The armies serving in Georgia and Tennessee, as well as the local garrisons of Decatur, Bridgeport, Chattanooga, and Murfreesboro', are alike entitled to the common honors, and each regiment may inscribe on its colors, at pleasure, the word "Savannah" or "Nashville." The general commanding embraces, in the same general success, the operations of the cavalry under Generals Stoneman, Burbridge, and Gillem, that penetrated into Southwest Virginia, and paralyzed the efforts of the enemy to disturb the peace and safety of East Tennessee.

Instead of being put on the defensive, we have at all points assumed the bold offensive, and have completely thwarted the designs of the enemies of our country.
By order of Major-General W.T.Sherman, L.M.DAYTON, Aide-de-Camp.

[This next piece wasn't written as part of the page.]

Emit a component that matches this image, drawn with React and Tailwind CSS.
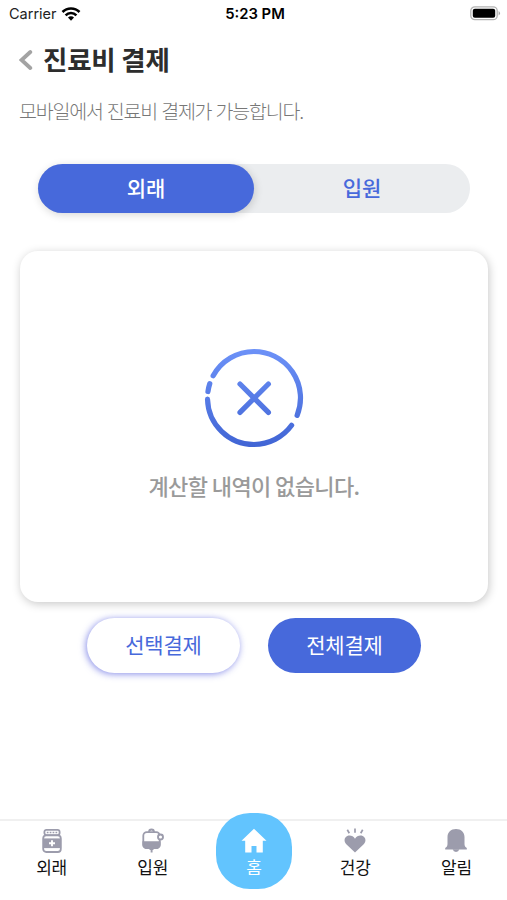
import { useState } from "react";

const tabs = [
  { id: "out", label: "외래" },
  { id: "in", label: "입원" },
];

const navItems = [
  { id: "out", label: "외래", icon: <BottleIcon /> },
  { id: "in", label: "입원", icon: <DripIcon /> },
  { id: "home", label: "홈", icon: <HomeIcon /> },
  { id: "health", label: "건강", icon: <HeartIcon /> },
  { id: "alarm", label: "알림", icon: <BellIcon /> },
];

function WifiIcon() {
  return (
    <svg width="20" height="16" viewBox="0 0 20 16" fill="none" stroke="#000" strokeWidth="2.6">
      <path d="M1.5 6a12 12 0 0 1 17 0" />
      <path d="M4.6 9.3a7.6 7.6 0 0 1 10.8 0" />
      <path d="M10 14.8l-3-3.2a4.2 4.2 0 0 1 6 0z" fill="#000" stroke="none" />
    </svg>
  );
}

function BatteryIcon() {
  return (
    <svg width="31" height="15" viewBox="0 0 31 15">
      <rect x="0.8" y="0.8" width="26.4" height="12.9" rx="4" fill="#fff" stroke="#b3b3b3" strokeWidth="1.3" />
      <rect x="2.8" y="2.8" width="22.4" height="8.9" rx="2" fill="#000" />
      <path d="M28.6 5a2.5 2.5 0 0 1 0 4.5z" fill="#a8a8a8" />
    </svg>
  );
}

function EmptyIcon() {
  return (
    <svg width="100" height="100" viewBox="0 0 100 100" fill="none" strokeWidth="5.2" strokeLinecap="round">
      <defs>
        <linearGradient id="ring" x1="0" y1="0" x2="0" y2="100" gradientUnits="userSpaceOnUse">
          <stop offset="0" stopColor="#6d92f8" />
          <stop offset="1" stopColor="#4064d4" />
        </linearGradient>
      </defs>
      <g stroke="url(#ring)">
        <path d="M9.14 27.81A46.5 46.5 0 0 1 50 3.5A46.5 46.5 0 0 1 93.11 67.42" />
        <path d="M5.78 35.63A46.5 46.5 0 0 0 3.95 43.53" />
        <path d="M3.52 51.2A46.5 46.5 0 0 0 50 96.5A46.5 46.5 0 0 0 87.62 77.33" />
        <path d="M36 36l28.4 28.4M64.4 36L36 64.4" />
      </g>
    </svg>
  );
}

function BottleIcon() {
  return (
    <svg width="22" height="26" viewBox="0 0 22 26">
      <rect x="3.4" y="1.9" width="15.2" height="5.2" rx="2" fill="#fff" stroke="#9c9cac" strokeWidth="1.8" />
      <path d="M5.8 4.4h10.4" stroke="#9c9cac" strokeWidth="1.5" strokeDasharray="1.7 1.2" />
      <rect x="2.2" y="7.4" width="17.6" height="16.6" rx="3" fill="#fff" stroke="#9c9cac" strokeWidth="1.8" />
      <path d="M1.9 10.4h18.2v9.7H1.9z" fill="#9c9cac" />
      <path d="M11 12.2v6M8 15.2h6" stroke="#fff" strokeWidth="1.9" />
    </svg>
  );
}

function DripIcon() {
  return (
    <svg width="22" height="26" viewBox="0 0 22 26" fill="none" stroke="#9c9cac" strokeWidth="1.8">
      <path d="M7 4a2.5 2.5 0 0 1 5 0" />
      <rect x="1.3" y="4.2" width="16.4" height="16" rx="3.5" fill="#fff" />
      <path d="M1.3 14.2h16.4v2.5a3.5 3.5 0 0 1-3.5 3.5H4.8a3.5 3.5 0 0 1-3.5-3.5z" fill="#9c9cac" />
      <circle cx="18.5" cy="9" r="2.5" fill="#fff" strokeWidth="1.9" />
      <path d="M7.5 21h4M9.6 20v4.500" strokeWidth="1.9" />
    </svg>
  );
}

function HomeIcon() {
  return (
    <svg width="26" height="26" viewBox="0 0 26 26">
      <path d="M13 .8L.5 12.7h3.700V24.500h6.300v-6.600h5v6.600h6.300V12.700h3.700z" fill="#fff" />
    </svg>
  );
}

function HeartIcon() {
  return (
    <svg width="22" height="26" viewBox="0 0 22 26">
      <path d="M11 24.5L2.3 16.2C-.6 13.2.4 9.3 3.3 8.1c2.800-1.300 6 0 7.700 2.700 1.700-2.700 4.900-4 7.700-2.700 2.900 1.200 3.900 5.100 1 8.100z" fill="#9c9cac" />
      <path d="M3.3 1.800l2 3.400M11 .6v4.200M18.700 1.800l-2 3.400" stroke="#9c9cac" strokeWidth="1.7" />
    </svg>
  );
}

function BellIcon() {
  return (
    <svg width="22" height="26" viewBox="0 0 22 26">
      <path d="M11 1C5.8 1 2.5 4.5 2.5 9v7c0 2-.8 3-2.300 4v1.500h21.600V20c-1.500-1-2.300-2-2.300-4V9c0-4.500-3.300-8-8.500-8z" fill="#9c9cac" />
      <path d="M7.7 21.3a3.4 3.4 0 0 0 6.6 0z" fill="#9c9cac" />
    </svg>
  );
}

export default function App() {
  const [tab, setTab] = useState("out");

  return (
    <div className="flex h-[900px] w-[507px] flex-col overflow-hidden bg-white font-['Noto_Sans_CJK_KR',sans-serif]">
      <div className="grid h-[27px] shrink-0 grid-cols-3 items-center pl-[9px] pr-[6px] font-['Inter',sans-serif] text-black">
        <div className="flex items-center gap-1">
          <span className="text-[14.5px] text-[#222]">Carrier</span>
          <WifiIcon />
        </div>
        <span className="pt-px text-center text-[14.8px] font-semibold">5:23 PM</span>
        <div className="flex justify-end">
          <BatteryIcon />
        </div>
      </div>

      <header className="flex h-[65px] shrink-0 items-center pl-[19px]">
        <button aria-label="back">
          <svg width="14" height="22" viewBox="0 0 14 22" fill="none" stroke="#a3a3a3" strokeWidth="3.8" strokeLinecap="round">
            <path d="M11.3 3L2.6 11l8.7 8" />
          </svg>
        </button>
        <h1 className="ml-[10px] pb-px text-[26.5px] leading-none font-bold tracking-[-0.2px] whitespace-nowrap text-[#2d2d2d]">진료비 결제</h1>
      </header>

      <p className="flex h-[38px] shrink-0 items-center pl-[19px] text-[19.5px] font-light tracking-[-1.2px] [word-spacing:1px] whitespace-nowrap text-[#777]">
        모바일에서 진료비 결제가 가능합니다.
      </p>

      <div className="ml-[38px] mr-[37px] mt-[34px] flex h-[49px] shrink-0 rounded-full bg-[#ebedef]">
        {tabs.map((t) => (
          <button
            key={t.id}
            onClick={() => setTab(t.id)}
            className={`flex-1 rounded-full pb-0.5 text-[21px] font-medium ${tab === t.id ? "bg-[#4769db] text-white shadow-[1px_2px_8px_rgba(0,0,0,0.16)]" : "text-[#4769db]"}`}
          >
            {t.label}
          </button>
        ))}
      </div>

      <section className="mr-[19px] ml-5 mt-[38px] flex h-[351px] shrink-0 flex-col items-center rounded-[18px] bg-white pt-[97px] shadow-[1px_2px_10px_rgba(0,0,0,0.22)]">
        <EmptyIcon />
        <p className="mt-[21px] text-[22px] leading-[32px] font-medium tracking-[-0.6px] whitespace-nowrap text-[#9a9a9a]">계산할 내역이 없습니다.</p>
      </section>

      <div className="mt-4 flex h-[55px] shrink-0 gap-[28px] pl-[87px]">
        <button className="w-[153px] rounded-full bg-white pb-0.5 text-[21px] tracking-[-0.2px] text-[#4769db] shadow-[-1px_1px_7px_rgba(71,80,219,0.65)]">선택결제</button>
        <button className="w-[153px] rounded-full bg-[#4769db] pb-0.5 text-[21px] tracking-[-0.2px] text-white">전체결제</button>
      </div>

      <nav className="mt-auto grid h-[81px] shrink-0 grid-cols-5 border-t-2 border-[#f0f0f0] pl-px">
        {navItems.map((item) =>
          item.id === "home" ? (
            <button key={item.id} className="-mt-[8px] flex h-[76px] w-[76px] flex-col items-center justify-self-center rounded-[34px] bg-[#62c4fe] pt-[15px] text-white">
              {item.icon}
              <span className="mt-px text-[17px] leading-[24px]">{item.label}</span>
            </button>
          ) : (
            <button key={item.id} className="flex flex-col items-center pt-[7px] text-[#111]">
              {item.icon}
              <span className="mt-px text-[17px] leading-[24px] tracking-[-0.2px]">{item.label}</span>
            </button>
          )
        )}
      </nav>
    </div>
  );
}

Here terminated the "March to the Sea," and I only add a few letters, selected out of many, to illustrate the general feeling of rejoicing throughout the country at the time.

I only regarded the march from Atlanta to Savannah as a "shift of base," as the transfer of a strong army, which had no opponent, and had finished its then work, from the interior to a point on the sea-coast, from which it could achieve other important results.